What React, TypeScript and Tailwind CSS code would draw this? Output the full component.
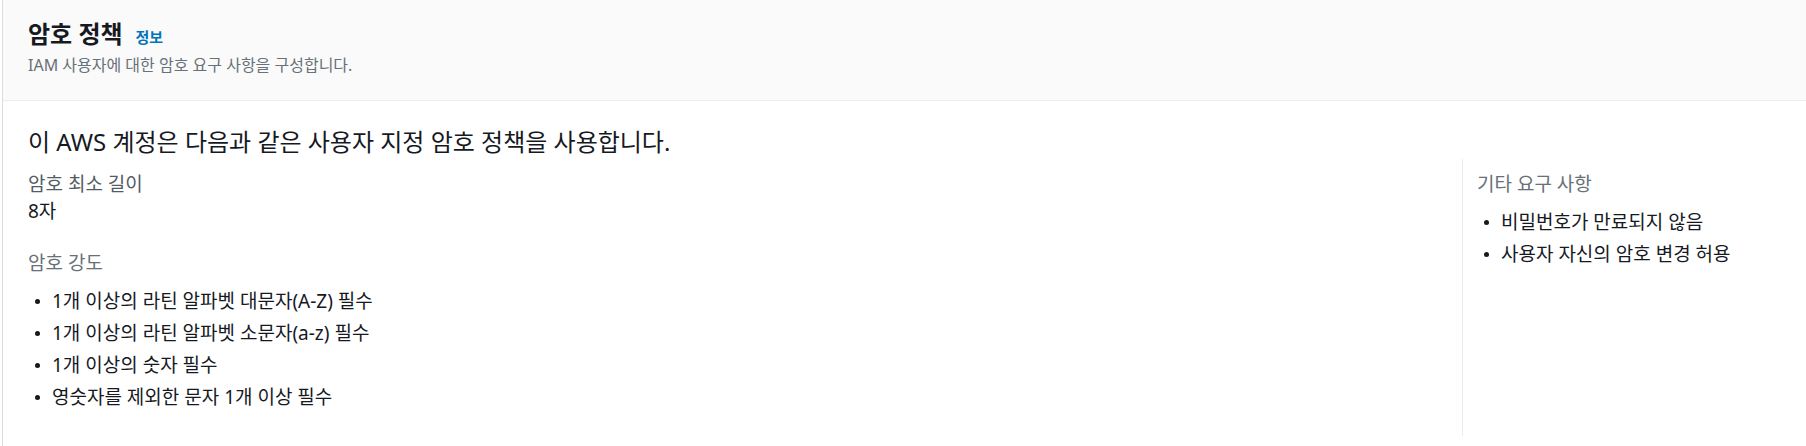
import React from "react";

const Dot = () => (
  <span className="ml-[7px] mr-[12px] inline-block h-[5px] w-[5px] shrink-0 rounded-full bg-[#16191f]" />
);

const Item = ({ children }: { children: React.ReactNode }) => (
  <li className="flex h-[24px] items-center leading-[24px]">
    <Dot />
    <span>{children}</span>
  </li>
);

export default function App() {
  return (
    <div className="h-[446px] w-[1806px] overflow-hidden bg-white pl-[2px] font-['Noto_Sans','Noto_Sans_CJK_KR',sans-serif] text-[#16191f]">
      <div className="h-full border-l border-[#dcdcdc]">
        <header className="h-[101px] border-b border-[#eaeded] bg-[#fafafa] px-[25px] pt-[20px]">
          <div className="flex items-baseline gap-[13px] leading-[28px]">
            <h2 className="text-[24px] font-bold text-[#16191f]">암호 정책</h2>
            <a className="text-[15px] font-bold text-[#0073bb]">정보</a>
          </div>
          <p className="mt-[4px] text-[16px] leading-[20px] text-[#687078]">
            IAM 사용자에 대한 암호 요구 사항을 구성합니다.
          </p>
        </header>
        <section className="pb-[9px] pl-[25px] pr-[26px] pt-[26px]">
          <h3 className="text-[24px] font-normal leading-[30px] text-[#16191f]">
            이 AWS 계정은 다음과 같은 사용자 지정 암호 정책을 사용합니다.
          </h3>
          <div className="mt-[2px] grid grid-cols-[1fr_318px]">
            <div className="pb-[27px] pt-[13px] text-[19px]">
              <div className="leading-[24px] text-[#545b64]">암호 최소 길이</div>
              <div className="mt-[3px] leading-[24px]">8자</div>
              <div className="mt-[28px] leading-[24px] text-[#687078]">암호 강도</div>
              <ul className="mt-[14px] flex flex-col gap-[8px]">
                <Item>1개 이상의 라틴 알파벳 대문자(A-Z) 필수</Item>
                <Item>1개 이상의 라틴 알파벳 소문자(a-z) 필수</Item>
                <Item>1개 이상의 숫자 필수</Item>
                <Item>영숫자를 제외한 문자 1개 이상 필수</Item>
              </ul>
            </div>
            <div className="border-l border-[#eaeded] pl-[14px] pt-[13px] text-[19px]">
              <div className="leading-[24px] text-[#687078]">기타 요구 사항</div>
              <ul className="mt-[14px] flex flex-col gap-[8px]">
                <Item>비밀번호가 만료되지 않음</Item>
                <Item>사용자 자신의 암호 변경 허용</Item>
              </ul>
            </div>
          </div>
        </section>
      </div>
    </div>
  );
}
·····
▶ **DESCRIPTION OF THE TASK**
Do not copy the pictures, but repeat every line exactly.

▶ **FINAL ANSWER**
What React, TypeScript and Tailwind CSS code would draw this? Output the full component.
import React from "react";

const Dot = () => (
  <span className="ml-[7px] mr-[12px] inline-block h-[5px] w-[5px] shrink-0 rounded-full bg-[#16191f]" />
);

const Item = ({ children }: { children: React.ReactNode }) => (
  <li className="flex h-[24px] items-center leading-[24px]">
    <Dot />
    <span>{children}</span>
  </li>
);

export default function App() {
  return (
    <div className="h-[446px] w-[1806px] overflow-hidden bg-white pl-[2px] font-['Noto_Sans','Noto_Sans_CJK_KR',sans-serif] text-[#16191f]">
      <div className="h-full border-l border-[#dcdcdc]">
        <header className="h-[101px] border-b border-[#eaeded] bg-[#fafafa] px-[25px] pt-[20px]">
          <div className="flex items-baseline gap-[13px] leading-[28px]">
            <h2 className="text-[24px] font-bold text-[#16191f]">암호 정책</h2>
            <a className="text-[15px] font-bold text-[#0073bb]">정보</a>
          </div>
          <p className="mt-[4px] text-[16px] leading-[20px] text-[#687078]">
            IAM 사용자에 대한 암호 요구 사항을 구성합니다.
          </p>
        </header>
        <section className="pb-[9px] pl-[25px] pr-[26px] pt-[26px]">
          <h3 className="text-[24px] font-normal leading-[30px] text-[#16191f]">
            이 AWS 계정은 다음과 같은 사용자 지정 암호 정책을 사용합니다.
          </h3>
          <div className="mt-[2px] grid grid-cols-[1fr_318px]">
            <div className="pb-[27px] pt-[13px] text-[19px]">
              <div className="leading-[24px] text-[#545b64]">암호 최소 길이</div>
              <div className="mt-[3px] leading-[24px]">8자</div>
              <div className="mt-[28px] leading-[24px] text-[#687078]">암호 강도</div>
              <ul className="mt-[14px] flex flex-col gap-[8px]">
                <Item>1개 이상의 라틴 알파벳 대문자(A-Z) 필수</Item>
                <Item>1개 이상의 라틴 알파벳 소문자(a-z) 필수</Item>
                <Item>1개 이상의 숫자 필수</Item>
                <Item>영숫자를 제외한 문자 1개 이상 필수</Item>
              </ul>
            </div>
            <div className="border-l border-[#eaeded] pl-[14px] pt-[13px] text-[19px]">
              <div className="leading-[24px] text-[#687078]">기타 요구 사항</div>
              <ul className="mt-[14px] flex flex-col gap-[8px]">
                <Item>비밀번호가 만료되지 않음</Item>
                <Item>사용자 자신의 암호 변경 허용</Item>
              </ul>
            </div>
          </div>
        </section>
      </div>
    </div>
  );
}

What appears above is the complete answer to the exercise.